The European Union's energy commissioner Guenther Oettinger said today that the Japanese nuclear disaster is a lot worse than what Japan is declaring. In fact, he believes it could be an apocalypse:
There is talk of an apocalypse and I think the word is particularly well chosen [...] I hope that it doesn't happen, but we can't rule out that the worst case scenario [a complete meltdown a la Chernobyl] happens in the next few hours or days.
The European view on the subject is way darker than what the IAEA, the Japan government and most of the United States' media is portraying.
Oettinger said that the situation is "almost completely out of control" and that it's only going to get worse as workers get evacuated.
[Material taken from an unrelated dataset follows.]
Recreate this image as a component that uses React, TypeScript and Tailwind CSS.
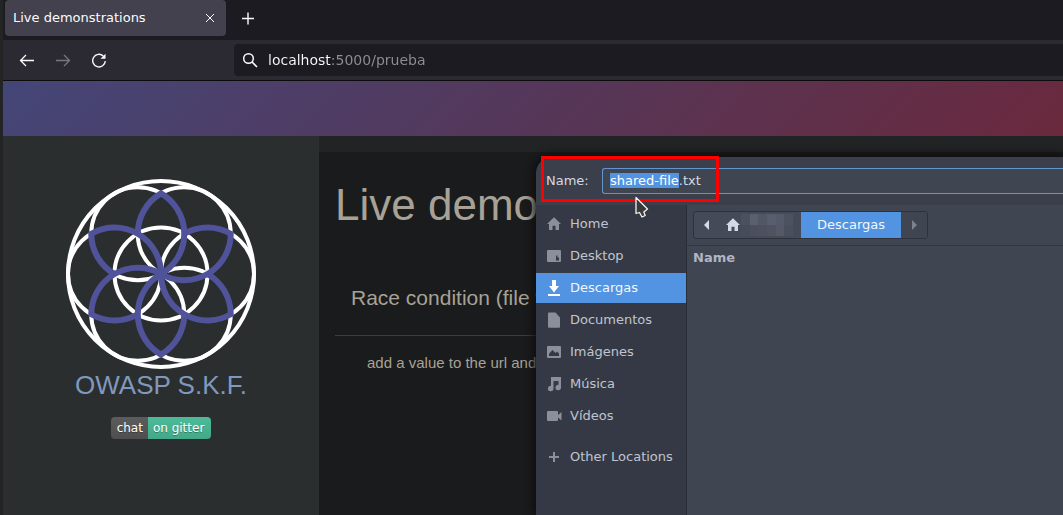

Nuclear emergency experts believe that you can't keep the situation from escalating without enough personnel on site, pointing at the 50 engineers now at the nuclear complex. Spanish radiobiology scientist Eduard Rodríguez-Farré says that Fukushima is like a "slow-motion camera Chernobyl". According to him, the situation is now "running wild."
Yesterday, André-Claude Lacoste, president of France's national organization for nuclear safety, said that the level threat should be 5 and perhaps 6. Today, the French energy agency said that this disaster is only second to Chernobyl and has recommended to raise the alert to 7, the maximum in the nuclear event scale. France has 58 operating reactors, only second to the United States' 104.